As a side note, it is fairly common to see this relationship written as E = I * R instead of V = I * R. This is still Ohm's law with the letter “E” standing in for “V”. This is a matter of personal preference. Older texts, and the people that learned from them, may use E interchangeably with V. E is shorthand for electromotive force in the same way that V is shorthand for voltage.

Let’s try adding some values to the circuit shown in Figure 1. This is shown below in Figure 2. In this case, there is a 5 volt power source and the goal is to find the resistance value for R that will cause 0.005 amps of current to flow through the circuit.

Plugging the values for the voltage, V, and current, I, into Ohm's law results in:

V = I * R so 5V = 0.005A * RΩ

Notice that the units have been left on the number for now.
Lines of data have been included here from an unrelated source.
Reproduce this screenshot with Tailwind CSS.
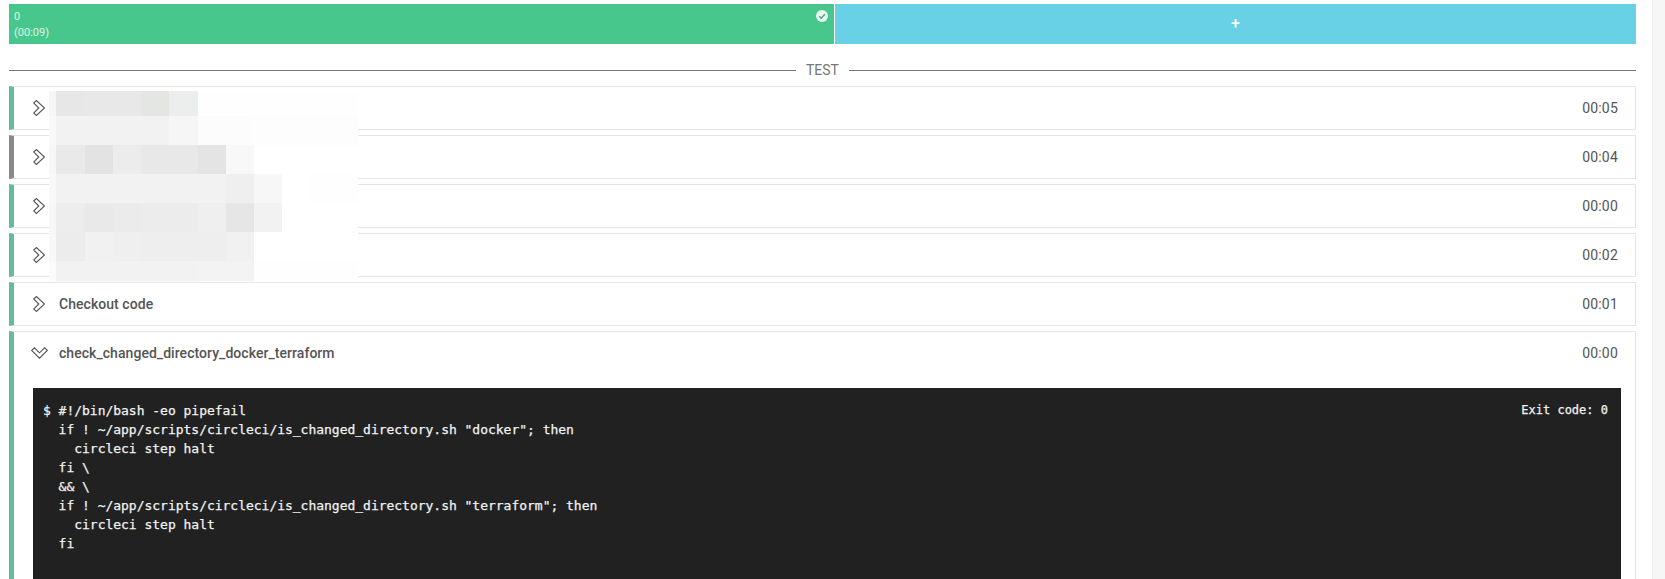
<!DOCTYPE html>
<html lang="en">
<head>
    <meta charset="UTF-8">
    <meta name="viewport" content="width=device-width, initial-scale=1.0">
    <title>Job steps</title>
    <script src="https://cdn.jsdelivr.net/npm/@tailwindcss/browser@4"></script>
</head>
<body class="bg-white h-[579px] overflow-hidden font-['Roboto',sans-serif]">
    <div class="relative flex h-[579px] overflow-hidden">
        <main class="w-[1652px] pl-[9px] pr-[16px] pt-[4px]">
            <!-- Progress bar -->
            <div class="flex h-[40px]">
                <div class="relative w-[825px] bg-[#47c78b] pl-[5px] pt-[5px] text-[11px] leading-[16px] text-white/80">
                    <div>0</div>
                    <div>(00:09)</div>
                    <svg class="absolute right-[6px] top-[6px] w-[12px] h-[12px]" viewBox="0 0 12 12">
                        <circle cx="6" cy="6" r="6" fill="#e8f8f0"/>
                        <path d="M3.2 6.2 L5.2 8.2 L8.9 4.2" fill="none" stroke="#47a57a" stroke-width="1.4"/>
                    </svg>
                </div>
                <div class="w-px bg-white"></div>
                <div class="flex-1 flex items-center justify-center bg-[#69d1e6] text-white text-[16px] leading-none font-medium">+</div>
            </div>

            <!-- Divider -->
            <div class="flex items-center h-[18px] mt-[17px] mb-[7px]">
                <div class="flex-1 h-px bg-[#777777]"></div>
                <span class="w-[53px] text-center text-[14px] leading-[18px] text-[#777777]">TEST</span>
                <div class="flex-1 h-px bg-[#777777]"></div>
            </div>

            <!-- Steps -->
            <div class="flex items-center h-[44px] mb-[5px] border border-[#e5e5e5] border-l-[5px] border-l-[#66b99a] pl-[19px] pr-[17px] text-[14px] text-[#555555]">
                <svg class="w-[12px] h-[16px] mr-[14px]" viewBox="0 0 12 16"><path d="M.7 3 L3.4 .5 L11.5 8 L3.4 15.5 L.7 13 L5.8 8 Z" fill="none" stroke="#555555" stroke-width="1.1"/></svg>
                <span class="flex-1"></span>
                <span class="tracking-[0.2px]">00:05</span>
            </div>
            <div class="flex items-center h-[44px] mb-[5px] border border-[#e5e5e5] border-l-[5px] border-l-[#8a8888] pl-[19px] pr-[17px] text-[14px] text-[#555555]">
                <svg class="w-[12px] h-[16px] mr-[14px]" viewBox="0 0 12 16"><path d="M.7 3 L3.4 .5 L11.5 8 L3.4 15.5 L.7 13 L5.8 8 Z" fill="none" stroke="#555555" stroke-width="1.1"/></svg>
                <span class="flex-1"></span>
                <span class="tracking-[0.2px]">00:04</span>
            </div>
            <div class="flex items-center h-[44px] mb-[5px] border border-[#e5e5e5] border-l-[5px] border-l-[#66b99a] pl-[19px] pr-[17px] text-[14px] text-[#555555]">
                <svg class="w-[12px] h-[16px] mr-[14px]" viewBox="0 0 12 16"><path d="M.7 3 L3.4 .5 L11.5 8 L3.4 15.5 L.7 13 L5.8 8 Z" fill="none" stroke="#555555" stroke-width="1.1"/></svg>
                <span class="flex-1"></span>
                <span class="tracking-[0.2px]">00:00</span>
            </div>
            <div class="flex items-center h-[44px] mb-[5px] border border-[#e5e5e5] border-l-[5px] border-l-[#66b99a] pl-[19px] pr-[17px] text-[14px] text-[#555555]">
                <svg class="w-[12px] h-[16px] mr-[14px]" viewBox="0 0 12 16"><path d="M.7 3 L3.4 .5 L11.5 8 L3.4 15.5 L.7 13 L5.8 8 Z" fill="none" stroke="#555555" stroke-width="1.1"/></svg>
                <span class="flex-1"></span>
                <span class="tracking-[0.2px]">00:02</span>
            </div>
            <div class="flex items-center h-[44px] mb-[5px] border border-[#e5e5e5] border-l-[5px] border-l-[#66b99a] pl-[19px] pr-[17px] text-[14px] text-[#555555]">
                <svg class="w-[12px] h-[16px] mr-[14px]" viewBox="0 0 12 16"><path d="M.7 3 L3.4 .5 L11.5 8 L3.4 15.5 L.7 13 L5.8 8 Z" fill="none" stroke="#555555" stroke-width="1.1"/></svg>
                <span class="flex-1 font-medium tracking-[0.05px]">Checkout code</span>
                <span class="tracking-[0.2px]">00:01</span>
            </div>

            <!-- Expanded step -->
            <div class="h-[300px] border border-[#e5e5e5] border-l-[5px] border-l-[#66b99a] text-[14px] text-[#555555]">
                <div class="flex items-center h-[42px] pl-[17px] pr-[17px]">
                    <svg class="w-[17px] h-[12px] mr-[11px]" viewBox="0 0 17 12"><path d="M.7 3.4 L3.4 .8 L8.5 5.8 L13.6 .8 L16.3 3.4 L8.5 11.2 Z" fill="none" stroke="#555555" stroke-width="1.1"/></svg>
                    <span class="flex-1 font-medium tracking-[0.05px]">check_changed_directory_docker_terraform</span>
                    <span class="tracking-[0.2px]">00:00</span>
                </div>
                <div class="flex justify-between items-start ml-[19px] mr-[14px] mt-[14px] h-[240px] bg-[#212121] pl-[10px] pr-[13px] pt-[13px] font-['DejaVu_Sans_Mono',monospace] text-[#f2f2f2] [-webkit-text-stroke:0.25px_#f2f2f2]">
                    <pre class="text-[13px] leading-[19px] tracking-[-0.02px] font-['DejaVu_Sans_Mono',monospace]">$ #!/bin/bash -eo pipefail
  if ! ~/app/scripts/circleci/is_changed_directory.sh "docker"; then
    circleci step halt
  fi \
  &amp;&amp; \
  if ! ~/app/scripts/circleci/is_changed_directory.sh "terraform"; then
    circleci step halt
  fi</pre>
                    <span class="text-[12px] leading-[19px]">Exit code: 0</span>
                </div>
            </div>
        </main>
        <aside class="flex-1 bg-[#f6f6f6] border-l border-[#f0f0f0]"></aside>

        <!-- Redacted step names -->
        <div class="absolute left-[49px] top-[91px] grid grid-cols-[7px_29px_28px_28px_28px_29px_28px_28px_28px_28px_48px] grid-rows-[25px_29px_29px_29px_29px_29px_20px]">
            <div class="bg-[#f6f6f6]"></div><div class="bg-[#e6e7e6]"></div><div class="bg-[#e7e8e7]"></div><div class="bg-[#e8e8e8]"></div><div class="bg-[#e4e6e4]"></div><div class="bg-[#eceded]"></div><div class="bg-[#fefefe]"></div><div class="bg-[#fefefe]"></div><div class="bg-[#fefefe]"></div><div class="bg-[#fefefe]"></div><div class="bg-[#fefefe]"></div>
            <div class="bg-[#f9f9f9]"></div><div class="bg-[#f2f2f2]"></div><div class="bg-[#f2f2f2]"></div><div class="bg-[#f2f2f2]"></div><div class="bg-[#f2f2f2]"></div><div class="bg-[#f6f6f6]"></div><div class="bg-[#fcfcfc]"></div><div class="bg-[#fcfcfc]"></div><div class="bg-[#fdfdfd]"></div><div class="bg-[#fdfdfd]"></div><div class="bg-[#fdfdfd]"></div>
            <div class="bg-[#f7f7f7]"></div><div class="bg-[#e9e9e9]"></div><div class="bg-[#e3e3e3]"></div><div class="bg-[#ececec]"></div><div class="bg-[#e8e8e8]"></div><div class="bg-[#e8e8e8]"></div><div class="bg-[#e4e4e4]"></div><div class="bg-[#f8f8f8]"></div><div class="bg-white"></div><div class="bg-white"></div><div class="bg-white"></div>
            <div class="bg-[#f9f9f9]"></div><div class="bg-[#f2f2f2]"></div><div class="bg-[#f2f2f2]"></div><div class="bg-[#f2f2f2]"></div><div class="bg-[#f2f2f2]"></div><div class="bg-[#f2f2f2]"></div><div class="bg-[#f2f2f2]"></div><div class="bg-[#efefef]"></div><div class="bg-[#f7f7f7]"></div><div class="bg-white"></div><div class="bg-[#fefefe]"></div>
            <div class="bg-[#f7f7f7]"></div><div class="bg-[#ededed]"></div><div class="bg-[#e9e9e9]"></div><div class="bg-[#ebebeb]"></div><div class="bg-[#ececec]"></div><div class="bg-[#ececec]"></div><div class="bg-[#efefef]"></div><div class="bg-[#e6e6e6]"></div><div class="bg-[#f2f2f2]"></div><div class="bg-white"></div><div class="bg-white"></div>
            <div class="bg-[#f8f8f8]"></div><div class="bg-[#ececec]"></div><div class="bg-[#f1f1f1]"></div><div class="bg-[#efefef]"></div><div class="bg-[#eeeeee]"></div><div class="bg-[#eeeeee]"></div><div class="bg-[#eeeeee]"></div><div class="bg-[#f1f1f1]"></div><div class="bg-white"></div><div class="bg-white"></div><div class="bg-white"></div>
            <div class="bg-[#fbfbfb]"></div><div class="bg-[#f2f2f2]"></div><div class="bg-[#f2f2f2]"></div><div class="bg-[#f2f2f2]"></div><div class="bg-[#f2f2f2]"></div><div class="bg-[#f2f2f2]"></div><div class="bg-[#f3f3f3]"></div><div class="bg-[#f3f3f3]"></div><div class="bg-[#fefefe]"></div><div class="bg-[#fefefe]"></div><div class="bg-[#fefefe]"></div>
        </div>
    </div>
</body>
</html>
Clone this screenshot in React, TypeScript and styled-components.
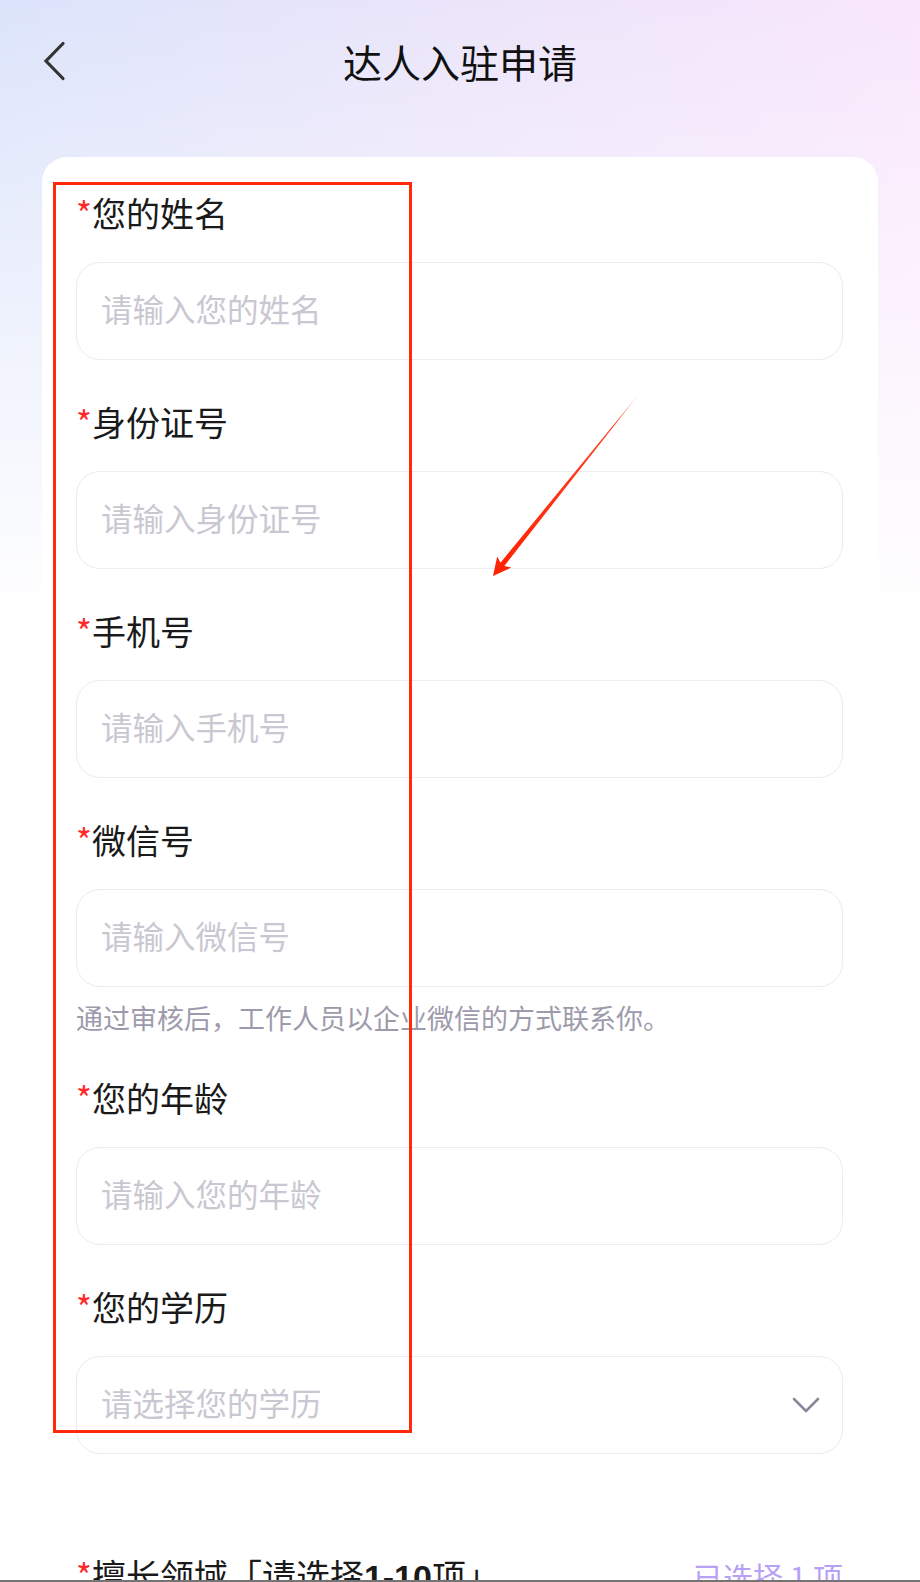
import React from 'react';
import styled, { createGlobalStyle } from 'styled-components';

const GlobalStyle = createGlobalStyle`
  html, body {
    margin: 0;
    padding: 0;
    background: #ffffff;
  }
  body {
    font-family: 'Noto Sans CJK SC', 'Noto Sans', 'Liberation Sans', sans-serif;
  }
  * {
    box-sizing: border-box;
  }
`;

const Page = styled.div`
  position: relative;
  width: 920px;
  height: 1582px;
  overflow: hidden;
  background:
    linear-gradient(180deg, rgba(255, 255, 255, 0) 0px, rgba(255, 255, 255, 0.55) 330px, #ffffff 620px),
    linear-gradient(90deg, #dce4fb 0%, #ebe5fa 50%, #f9e6fc 100%);
`;

const Header = styled.header`
  height: 122px;
  display: grid;
  grid-template-columns: 1fr auto 1fr;
  align-items: center;
`;

const BackButton = styled.button`
  justify-self: start;
  margin-left: 43px;
  padding: 0;
  border: none;
  background: none;
  display: flex;
  cursor: pointer;
`;

const Title = styled.h1`
  margin: 0;
  font-size: 39px;
  font-weight: 400;
  color: #111111;
`;

const Card = styled.main`
  margin: 35px 42px 0;
  padding: 32px 35px 0 34px;
  background: #ffffff;
  border-radius: 25px;
`;

const Field = styled.section`
  padding-bottom: 38px;
`;

const Label = styled.div`
  font-size: 34px;
  line-height: 48px;
  color: #1a1a1a;
`;

const Star = styled.span`
  color: #ff2b2b;
`;

const Box = styled.label`
  margin-top: 25px;
  height: 98px;
  display: flex;
  align-items: center;
  padding: 0 22px 0 24px;
  border: 1px solid #ebebf0;
  border-radius: 24px;
`;

const Input = styled.input`
  flex: 1;
  min-width: 0;
  border: none;
  outline: none;
  background: transparent;
  padding: 0 0 6px;
  font-family: inherit;
  font-size: 31.5px;
  color: #1a1a1a;

  &::placeholder {
    color: #c9c8d2;
  }
`;

const SelectText = styled.span`
  flex: 1;
  padding-bottom: 6px;
  font-size: 31.5px;
  color: #c9c8d2;
`;

const Hint = styled.p`
  margin: 13px 0 0;
  font-size: 27px;
  line-height: 36px;
  color: #9d9bab;
`;

const SectionHead = styled.div`
  margin-top: 59px;
  display: flex;
  justify-content: space-between;
  align-items: baseline;
`;

const Strong = styled.b`
  font-family: 'Liberation Sans', 'Noto Sans', sans-serif;
  font-weight: 700;
`;

const Count = styled.span`
  font-size: 30px;
  color: #b7a1f7;
`;

const Highlight = styled.div`
  position: absolute;
  left: 53px;
  top: 182px;
  width: 359px;
  height: 1251px;
  border: 3px solid #ff2a0c;
  pointer-events: none;
`;

const Overlay = styled.svg`
  position: absolute;
  left: 0;
  top: 0;
  pointer-events: none;
`;

const BottomEdge = styled.div`
  position: absolute;
  left: 0;
  right: 0;
  bottom: 0;
  height: 2px;
  background: #747474;
`;

type TextField = { label: string; placeholder: string; hint?: string };

const fields: TextField[] = [
  { label: '您的姓名', placeholder: '请输入您的姓名' },
  { label: '身份证号', placeholder: '请输入身份证号' },
  { label: '手机号', placeholder: '请输入手机号' },
  { label: '微信号', placeholder: '请输入微信号', hint: '通过审核后，工作人员以企业微信的方式联系你。' },
  { label: '您的年龄', placeholder: '请输入您的年龄' },
];

const ChevronLeft = () => (
  <svg width="24" height="40" viewBox="0 0 24 40">
    <polyline points="20,2.5 3,20 20,37.5" fill="none" stroke="#333333" strokeWidth="3.2" strokeLinecap="round" />
  </svg>
);

const ChevronDown = () => (
  <svg width="28" height="16" viewBox="0 0 28 16">
    <polyline points="2,2 14,14 26,2" fill="none" stroke="#8b889b" strokeWidth="2.6" strokeLinecap="round" strokeLinejoin="round" />
  </svg>
);

const App: React.FC = () => {
  return (
    <>
      <GlobalStyle />
      <Page>
        <Header>
          <BackButton aria-label="返回">
            <ChevronLeft />
          </BackButton>
          <Title>达人入驻申请</Title>
          <span />
        </Header>

        <Card>
          {fields.map((f) => (
            <Field key={f.label}>
              <Label>
                <Star>*</Star>
                {f.label}
              </Label>
              <Box>
                <Input placeholder={f.placeholder} readOnly />
              </Box>
              {f.hint && <Hint>{f.hint}</Hint>}
            </Field>
          ))}

          <Field>
            <Label>
              <Star>*</Star>
              您的学历
            </Label>
            <Box>
              <SelectText>请选择您的学历</SelectText>
              <ChevronDown />
            </Box>
          </Field>

          <SectionHead>
            <Label>
              <Star>*</Star>
              擅长领域「请选择<Strong>1-10</Strong>项」
            </Label>
            <Count>已选择 1 项</Count>
          </SectionHead>
        </Card>

        <Highlight />
        <Overlay width="920" height="1582" viewBox="0 0 920 1582">
          <defs>
            <linearGradient id="arrowFade" gradientUnits="userSpaceOnUse" x1="643" y1="389" x2="493" y2="576">
              <stop offset="0" stopColor="#ff2200" stopOpacity="0" />
              <stop offset="0.18" stopColor="#ff2200" stopOpacity="0.85" />
              <stop offset="1" stopColor="#ff2200" stopOpacity="1" />
            </linearGradient>
          </defs>
          <polygon
            points="643,389 504.3,565.9 511.3,567.6 493,576 497.2,556.4 500.5,562.7"
            fill="url(#arrowFade)"
          />
        </Overlay>
        <BottomEdge />
      </Page>
    </>
  );
};

export default App;
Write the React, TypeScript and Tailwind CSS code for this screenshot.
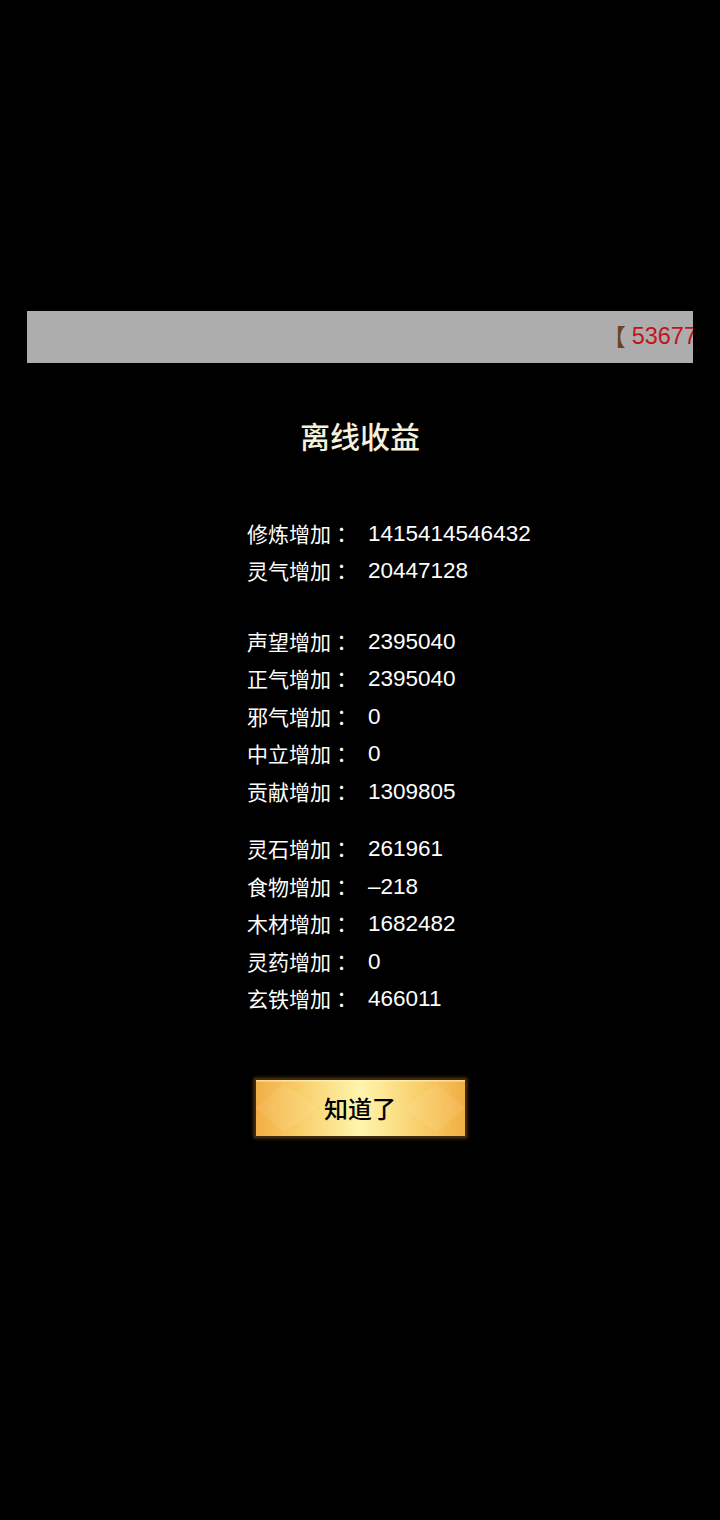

Rearranging the equation results in:

RΩ = 5V/0.005A

Solving for R yields:

R = 5/0.005 or R = 1,000Ω

To limit the current to 0.005A in the circuit, the resistor will need to have a value of 1,000Ω. What happens to the current if the voltage is raised to 6V? To find out, solve Ohm's law again leaving the unknown values out:

V = I * R so 6V = I * 1,000Ω

Solving for I by rearranging the equation yields:

I = 6V / 1000Ω or I = 0.006A

Ohm's law can also be used to find the voltage across a resistor’s terminals if you know the current that is flowing through it. Suppose you had a resistor of 100Ω with 0.5A flowing through it. The voltage of the battery connected to it can be found by substituting what you know into Ohm's law:

V = I * R so V = 0.5A * 100Ω

V = 50V

Key Concepts

• The material property of resistance requires that work be done (energy is spent) to move current though the material.

• Without resistance in a circuit, an unlimited amount of current would flow in the circuit.

• Ohm’s Law (V=IR) tells you how much current flows for a given resistance with a particular voltage across it, or how much voltage appears across a resistor when there is a particular amount of current flowing through it.